# Electric power transfer

I'm reading electric power from the book "Fundamentals of physics textbook by Robert Resnick" and I have a question about the interpretation of the text. First it says "The principle of conservation of energy tells us that the decrease in electric potential energy from a to b is accompanied by a transfer of energy to some other form. The power P associated with that transfer is the rate of transfer dU/dt..". Then in the next paragraph it says:

"Moreover, this power P is also the rate at which energy is transferred from the battery to the unspecified device".

Is it saying the same thing twice? What does this second paragraph add?

Is it saying the same thing twice?

No. The second paragraph adds the source of the energy supplied to the device.

The first statement accounts for what happens to the electrical potential energy furnished to the device, which depends on the device. The second statement accounts for the source of the electrical potential energy delivered to the device, namely the power delivered by the battery.

Hope this helps.

• Just one more. The energy transfer Resnick talks about in the first paragraph is a transfer of electrical potential energy to another form (depending on the device). Whereas the transfer he talks about in the second paragraph is more general, since it encompasses the source of potential difference. Is this correct? Commented Aug 8 at 13:31
• @GabrielDiez Essentially yes. In the first paragraph he talks about what happens to the electrical potential energy delivered to the device whereas in the second paragraph he talks about the source of the electrical potential energy (battery) delivered to the device. The overarching theme is conservation of energy. To complete the considerations I would also talk about conversion of chemical potential energy to electrical potential energy in the battery. Ultimately it is that chemical potential energy that is converted to the various energy forms in the device. Commented Aug 8 at 13:44

A voltmeter connected between a and b (see diagram) would indicate a potential difference between these points, that is a loss of electrical potential energy per unit (positive) charge going from a to b (or negative charge going from b to a). The voltmeter doesn't tell us anything about the source of the electrical potential energy. In fact there is an energy transfer from chemical to electrical potential as charge passes through the battery. This is, strictly speaking, an additional fact, not deducible from Resnick's previous paragraph.

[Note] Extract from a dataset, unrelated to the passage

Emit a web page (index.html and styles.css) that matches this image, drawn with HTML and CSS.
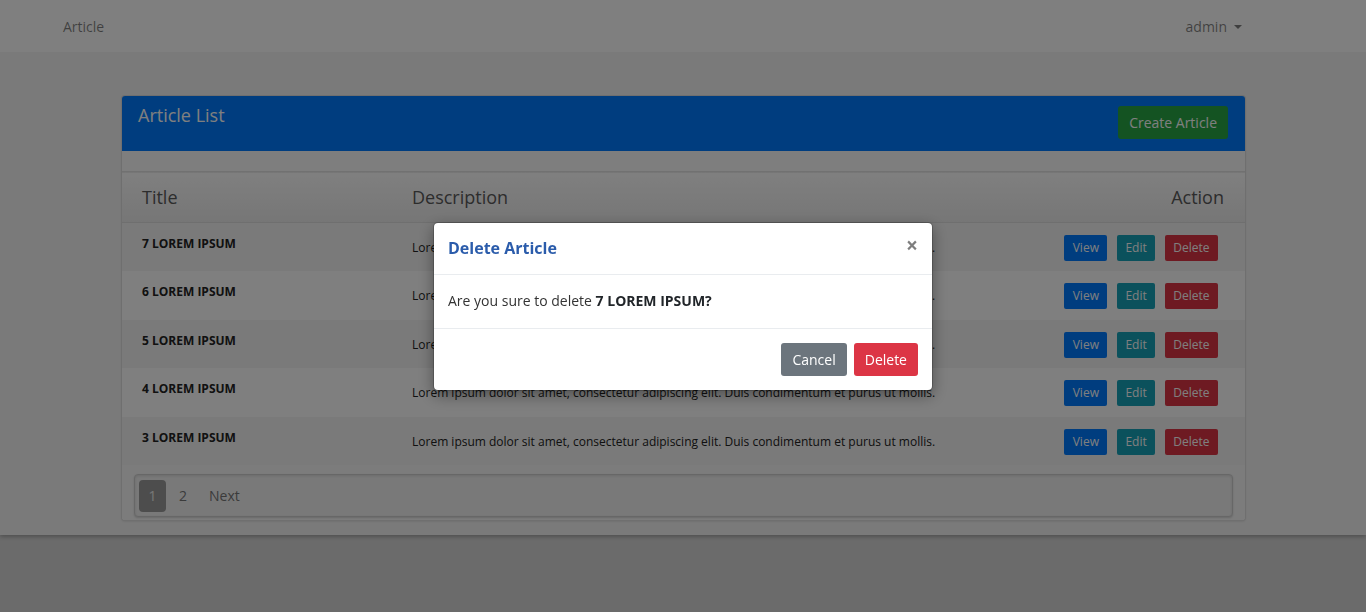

• Would the downvoter please explain why the downvote was given? Commented Aug 7 at 21:32
• I don't see you answering the question which was: "Is it saying the same thing twice? What does this second paragraph add?" For example you mention transfer from Chemical to electrical etc this is not even in paragraph 2 (the last paragraph).
– user417360
Commented Aug 7 at 21:44
• Thanks for replying. Admittedly Resnick's last para didn't mention the nature of the energy transfer inside the battery, but it did mention – for the first time – the battery as source of the electric potential energy, therefore Resnick is not saying the same thing twice. I think this does answer the question! Commented Aug 7 at 22:04
• Yes I see what's happening now. In reality there are four paragraphs. The OP quotes from paragraph 4 and asks "Is it saying the same thing twice? What does this second paragraph add?" I assumed he is asking about paragraph 4 because the quote he gives is from paragraph 4. You assumed he is asking about paragraph 2. By the way you are talking about a voltmeter - nowhere is a voltmeter mentioned in the original text, it just gives a potential difference of magnitude V - and that's sufficient.
– user417360
Commented Aug 7 at 22:26
• I brought in a voltmeter to re-inforce the idea of potential difference. I didn't imply that Resnick had mentioned a voltmeter. Commented Aug 8 at 6:47

Yes the first paragraph is mostly specifically about how energy is being transferred via the wires to the load (a b). It talks about charge transfer and then says the energy (power) transferred is P=iV This is Watts = Amps x Volts.

The second paragraph is going on to say that this energy (power) in Watts is being transferred to the unspecified load and goes into whatever the device is or is doing.

So the second paragraph is not about the wires but about the energy getting from the battery to some device - motor, lamp, bell, Lithium cell etc.

The text sounds old (the book was originally published in 1960), this part is very verbose and long winded (like my answer) and overly rigorous. Keep in mind that in the early days of electricity these things were far from obvious to people generally, also it seemed like magic back then and worthy of detailed explanation.

It is also slightly confusing because that line of thought would lead onto power consumption in Watt Seconds or kWh.

So there is voltage in Volts, charge Q in Coulombs, current in Amps, energy in Joules, power in Watts and power consumption in kWh to keep in mind.